**SOURCE DATA**
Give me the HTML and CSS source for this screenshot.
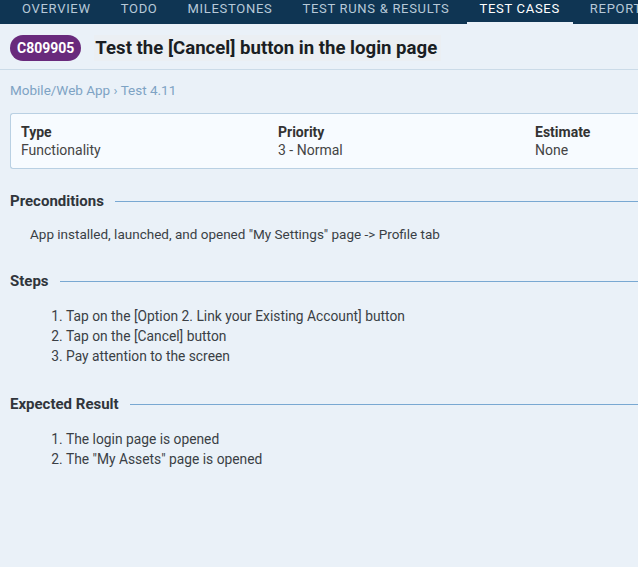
FILE: index.html
```html
<!DOCTYPE html>
<html>
<head>
<meta charset="utf-8">
<link rel="stylesheet" href="styles.css">
</head>
<body>
<nav class="nav">
  <a class="nav-item">OVERVIEW</a>
  <a class="nav-item">TODO</a>
  <a class="nav-item">MILESTONES</a>
  <a class="nav-item">TEST RUNS &amp; RESULTS</a>
  <a class="nav-item active">TEST CASES</a>
  <a class="nav-item">REPORT</a>
</nav>
<header class="head">
  <span class="badge">C809905</span>
  <h1 class="title">Test the [Cancel] button in the login page</h1>
</header>
<main class="content">
  <div class="crumbs">Mobile/Web App › Test 4.11</div>
  <div class="info">
    <div class="col"><div class="label">Type</div><div class="value">Functionality</div></div>
    <div class="col"><div class="label">Priority</div><div class="value">3 - Normal</div></div>
    <div class="col last"><div class="label">Estimate</div><div class="value">None</div></div>
  </div>
  <section class="section first">
    <h2 class="sec-title"><span>Preconditions</span></h2>
    <p class="text">App installed, launched, and opened "My Settings" page -&gt; Profile tab</p>
  </section>
  <section class="section">
    <h2 class="sec-title"><span>Steps</span></h2>
    <ol class="list">
      <li>Tap on the [Option 2. Link your Existing Account] button</li>
      <li>Tap on the [Cancel] button</li>
      <li>Pay attention to the screen</li>
    </ol>
  </section>
  <section class="section">
    <h2 class="sec-title"><span>Expected Result</span></h2>
    <ol class="list">
      <li>The login page is opened</li>
      <li>The "My Assets" page is opened</li>
    </ol>
  </section>
</main>
</body>
</html>
```
FILE: styles.css
```css
* { box-sizing: border-box; }
html, body { margin: 0; padding: 0; }
body {
  background: #eaf1f8;
  font-family: Roboto, "Liberation Sans", sans-serif;
  color: #3a3f45;
  width: 638px;
  overflow: hidden;
}
.nav {
  display: flex;
  background: #0f3553;
  height: 24px;
  padding-left: 22px;
  gap: 30px;
  white-space: nowrap;
  overflow: hidden;
}
.nav-item {
  color: #b7c9d8;
  font-size: 13px;
  letter-spacing: 0.7px;
  line-height: 17px;
  position: relative;
  height: 24px;
}
.nav-item.active { color: #ffffff; }
.nav-item.active::after {
  content: "";
  position: absolute;
  left: -12px;
  right: -13px;
  bottom: -1px;
  height: 3px;
  background: #eaf1f8;
}
.head {
  display: flex;
  align-items: center;
  gap: 13px;
  padding: 11px 10px 8px;
  border-bottom: 1px solid #cbdbe8;
  height: 46px;
}
.badge {
  background: #692a7c;
  color: #fff;
  font-weight: 700;
  font-size: 14px;
  border-radius: 13px;
  padding: 0 7px;
  height: 26px;
  line-height: 26px;
}
.title {
  margin: 0;
  font-size: 18.6px;
  font-weight: 700;
  color: #1a1e23;
  background: #ebeff3;
  padding: 0 4px 0 1px;
  line-height: 26px;
}
.content { padding: 11px 0 0 10px; }
.crumbs {
  color: #7ea3c4;
  font-size: 13.5px;
  line-height: 18px;
}
.info {
  display: flex;
  margin-top: 14px;
  background: #f7fbff;
  border: 1px solid #b9d0e3;
  border-right: none;
  border-radius: 3px 0 0 3px;
  padding: 9px 0 9px 10px;
  height: 56px;
}
.col { width: 257px; flex: none; }
.col.last { flex: 1; width: auto; }
.label { font-weight: 700; font-size: 14px; color: #333; line-height: 18px; }
.value { font-size: 14px; color: #444; line-height: 19px; }
.section { margin-top: 28px; }
.section.first { margin-top: 22px; }
.sec-title {
  margin: 0;
  display: flex;
  align-items: center;
  font-size: 15px;
  font-weight: 700;
  color: #30353b;
  line-height: 20px;
}
.sec-title::after {
  content: "";
  flex: 1;
  height: 1px;
  background: #79a8d2;
  margin-left: 11px;
}
.text {
  margin: 14px 0 0 20px;
  font-size: 13.5px;
  line-height: 18px;
}
.list {
  margin: 15px 0 0 0;
  padding-left: 56px;
  font-size: 13.8px;
  line-height: 20px;
}
```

**TASK INSTRUCTIONS**
Reproduce the data word for word, excluding its pictures.

**OUTPUT BELOW**
Give me the HTML and CSS source for this screenshot.
FILE: index.html
```html
<!DOCTYPE html>
<html>
<head>
<meta charset="utf-8">
<link rel="stylesheet" href="styles.css">
</head>
<body>
<nav class="nav">
  <a class="nav-item">OVERVIEW</a>
  <a class="nav-item">TODO</a>
  <a class="nav-item">MILESTONES</a>
  <a class="nav-item">TEST RUNS &amp; RESULTS</a>
  <a class="nav-item active">TEST CASES</a>
  <a class="nav-item">REPORT</a>
</nav>
<header class="head">
  <span class="badge">C809905</span>
  <h1 class="title">Test the [Cancel] button in the login page</h1>
</header>
<main class="content">
  <div class="crumbs">Mobile/Web App › Test 4.11</div>
  <div class="info">
    <div class="col"><div class="label">Type</div><div class="value">Functionality</div></div>
    <div class="col"><div class="label">Priority</div><div class="value">3 - Normal</div></div>
    <div class="col last"><div class="label">Estimate</div><div class="value">None</div></div>
  </div>
  <section class="section first">
    <h2 class="sec-title"><span>Preconditions</span></h2>
    <p class="text">App installed, launched, and opened "My Settings" page -&gt; Profile tab</p>
  </section>
  <section class="section">
    <h2 class="sec-title"><span>Steps</span></h2>
    <ol class="list">
      <li>Tap on the [Option 2. Link your Existing Account] button</li>
      <li>Tap on the [Cancel] button</li>
      <li>Pay attention to the screen</li>
    </ol>
  </section>
  <section class="section">
    <h2 class="sec-title"><span>Expected Result</span></h2>
    <ol class="list">
      <li>The login page is opened</li>
      <li>The "My Assets" page is opened</li>
    </ol>
  </section>
</main>
</body>
</html>
```
FILE: styles.css
```css
* { box-sizing: border-box; }
html, body { margin: 0; padding: 0; }
body {
  background: #eaf1f8;
  font-family: Roboto, "Liberation Sans", sans-serif;
  color: #3a3f45;
  width: 638px;
  overflow: hidden;
}
.nav {
  display: flex;
  background: #0f3553;
  height: 24px;
  padding-left: 22px;
  gap: 30px;
  white-space: nowrap;
  overflow: hidden;
}
.nav-item {
  color: #b7c9d8;
  font-size: 13px;
  letter-spacing: 0.7px;
  line-height: 17px;
  position: relative;
  height: 24px;
}
.nav-item.active { color: #ffffff; }
.nav-item.active::after {
  content: "";
  position: absolute;
  left: -12px;
  right: -13px;
  bottom: -1px;
  height: 3px;
  background: #eaf1f8;
}
.head {
  display: flex;
  align-items: center;
  gap: 13px;
  padding: 11px 10px 8px;
  border-bottom: 1px solid #cbdbe8;
  height: 46px;
}
.badge {
  background: #692a7c;
  color: #fff;
  font-weight: 700;
  font-size: 14px;
  border-radius: 13px;
  padding: 0 7px;
  height: 26px;
  line-height: 26px;
}
.title {
  margin: 0;
  font-size: 18.6px;
  font-weight: 700;
  color: #1a1e23;
  background: #ebeff3;
  padding: 0 4px 0 1px;
  line-height: 26px;
}
.content { padding: 11px 0 0 10px; }
.crumbs {
  color: #7ea3c4;
  font-size: 13.5px;
  line-height: 18px;
}
.info {
  display: flex;
  margin-top: 14px;
  background: #f7fbff;
  border: 1px solid #b9d0e3;
  border-right: none;
  border-radius: 3px 0 0 3px;
  padding: 9px 0 9px 10px;
  height: 56px;
}
.col { width: 257px; flex: none; }
.col.last { flex: 1; width: auto; }
.label { font-weight: 700; font-size: 14px; color: #333; line-height: 18px; }
.value { font-size: 14px; color: #444; line-height: 19px; }
.section { margin-top: 28px; }
.section.first { margin-top: 22px; }
.sec-title {
  margin: 0;
  display: flex;
  align-items: center;
  font-size: 15px;
  font-weight: 700;
  color: #30353b;
  line-height: 20px;
}
.sec-title::after {
  content: "";
  flex: 1;
  height: 1px;
  background: #79a8d2;
  margin-left: 11px;
}
.text {
  margin: 14px 0 0 20px;
  font-size: 13.5px;
  line-height: 18px;
}
.list {
  margin: 15px 0 0 0;
  padding-left: 56px;
  font-size: 13.8px;
  line-height: 20px;
}
```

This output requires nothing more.